La décentralisation est une stratégie de réforme du secteur public utilisée par certains États soudano-sahéliens pour accroître l’autonomie des communautés locales, frustrées par des années d’exclusion systématique de l’autorité politique. Le transfert de l’autorité administrative sur les ressources naturelles du gouvernement fédéral au gouvernement local crée idéalement une plus grande responsabilité envers les intérêts locaux. Cependant, le fait de confier le contrôle des couloirs de migration ou des réserves de pâturage aux conseils villageois locaux n’entraîne pas automatiquement une gouvernance plus inclusive de ces ressources.
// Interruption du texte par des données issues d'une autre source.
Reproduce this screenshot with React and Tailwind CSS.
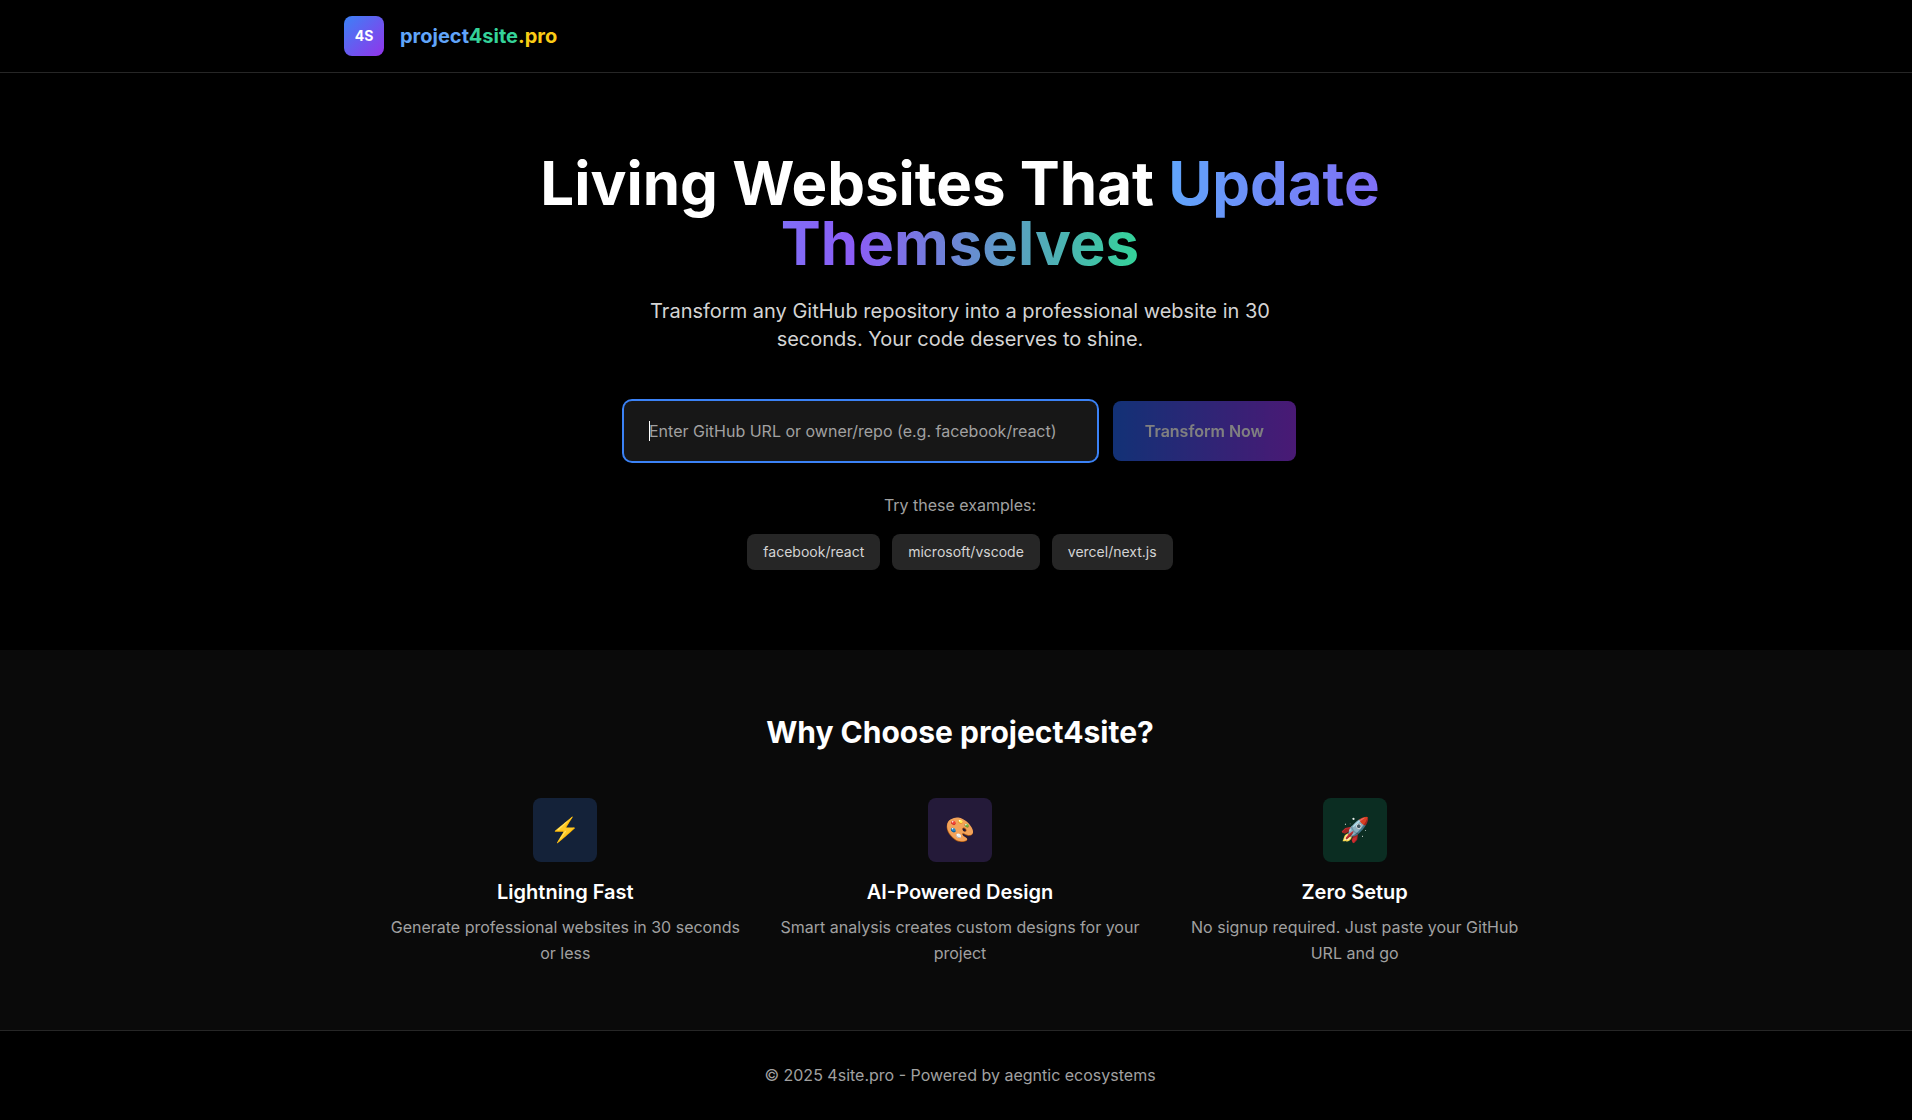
const examples = ['facebook/react', 'microsoft/vscode', 'vercel/next.js'];

const features = [
  { icon: '⚡', tint: 'bg-[#3b82f6]/20', title: 'Lightning Fast', text: 'Generate professional websites in 30 seconds or less' },
  { icon: '🎨', tint: 'bg-[#8b5cf6]/20', title: 'AI-Powered Design', text: 'Smart analysis creates custom designs for your project' },
  { icon: '🚀', tint: 'bg-[#10b981]/20', title: 'Zero Setup', text: 'No signup required. Just paste your GitHub URL and go' },
];

export default function App() {
  return (
    <div className="min-h-screen bg-black font-['Inter',sans-serif] leading-[25px] text-white">
      <header className="border-b border-neutral-800 pl-2">
        <div className="mx-auto flex max-w-7xl items-center gap-4 px-6 py-4">
          <div className="flex size-10 items-center justify-center rounded-lg bg-linear-[135deg,#3b82f6,#9333ea] text-sm font-bold">
            4S
          </div>
          <div className="text-xl font-bold">
            <span className="text-[#60a5fa]">project</span>
            <span className="text-[#34d399]">4site</span>
            <span className="text-[#facc15]">.pro</span>
          </div>
        </div>
      </header>

      <main>
        <section className="py-20 pr-6 pl-8 text-center">
          <div className="mx-auto max-w-4xl">
            <h1 className="mb-6 text-6xl leading-none font-bold">
              Living Websites That{' '}
              <span className="bg-linear-[90deg,#60a5fa,#8b5cf6,#34d399] bg-clip-text text-transparent">
                Update Themselves
              </span>
            </h1>
            <p className="mx-auto mb-12 max-w-2xl text-xl text-neutral-300">
              Transform any GitHub repository into a professional website in 30 seconds. Your code deserves to shine.
            </p>
            <form className="mx-auto mb-8 flex max-w-2xl gap-4" onSubmit={(e) => e.preventDefault()}>
              <div className="relative flex min-w-0 flex-1">
                <input
                  type="text"
                  autoFocus
                  aria-label="GitHub repository"
                  placeholder="Enter GitHub URL or owner/repo (e.g. facebook/react)"
                  className="peer w-full rounded-lg border border-transparent bg-neutral-900 px-6 py-4 leading-[26px] text-white caret-transparent ring-2 ring-[#3b82f6] outline-none placeholder:text-neutral-400"
                />
                <span
                  aria-hidden="true"
                  className="pointer-events-none absolute top-5 left-[25px] h-5 w-px bg-white peer-[:not(:placeholder-shown)]:hidden"
                />
              </div>
              <button
                type="submit"
                disabled
                className="rounded-lg bg-linear-[90deg,#2563eb,#9333ea] px-8 py-4 font-semibold disabled:opacity-50"
              >
                Transform Now
              </button>
            </form>
            <p className="mb-4 text-neutral-400">Try these examples:</p>
            <div className="flex flex-wrap justify-center gap-3">
              {examples.map((name) => (
                <button key={name} type="button" className="rounded-lg bg-neutral-800 px-4 py-2 text-sm text-neutral-300">
                  {name}
                </button>
              ))}
            </div>
          </div>
        </section>

        <section className="bg-[#0a0a0a] py-16 pr-6 pl-8">
          <div className="mx-auto max-w-6xl">
            <h2 className="mb-12 text-center text-3xl font-bold">Why Choose project4site?</h2>
            <div className="grid grid-cols-3 gap-8">
              {features.map((f) => (
                <article key={f.title} className="text-center">
                  <div className={'mx-auto mb-4 flex size-16 items-center justify-center rounded-lg text-2xl ' + f.tint}>
                    {f.icon}
                  </div>
                  <h3 className="mb-2 text-xl font-semibold">{f.title}</h3>
                  <p className="leading-[26px] text-neutral-400">{f.text}</p>
                </article>
              ))}
            </div>
          </div>
        </section>
      </main>

      <footer className="border-t border-neutral-800 py-8 pr-6 pl-8 text-center text-neutral-400">
        <p>© 2025 4site.pro - Powered by aegntic ecosystems</p>
      </footer>
    </div>
  );
}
Les interventions qui soutiennent la décentralisation doivent être conçues pour aider à réconcilier les règles et coutumes concurrentes dans la gouvernance des ressources et mettre en place des pratiques de gouvernance participative accessibles aux populations mobiles.
La longue histoire de gouvernement centralisé du Mali depuis l’époque coloniale a été inversée en 1992 avec une nouvelle constitution annonçant des réformes administratives majeures qui ont décentralisé le contrôle et la gestion des services publics, y compris des terres L’objectif était d’accélérer le rythme du développement rural en accordant aux autorités infra-nationales une plus grande autonomie en matière de ressources locales, d’infrastructures, d’emplois et de croissance, tout en l’unité nationale. Tout en promettant un contrôle local plus grand sur le budget, la planification, la politique et la prestation de services, le passage de la théorie à la pratique a nécessité des années de délibérations parlementaires pour rédiger, approuver et transférer les responsabilités légales aux communes locales nouvellement créées. Ces réformes n’ont toutefois pas réussi à tenir compte des lois coutumières concernant la propriété et l’accès à la terre, ce qui a donné lieu à une concurrence entre les partisans de l’État et l’autorité traditionnelle.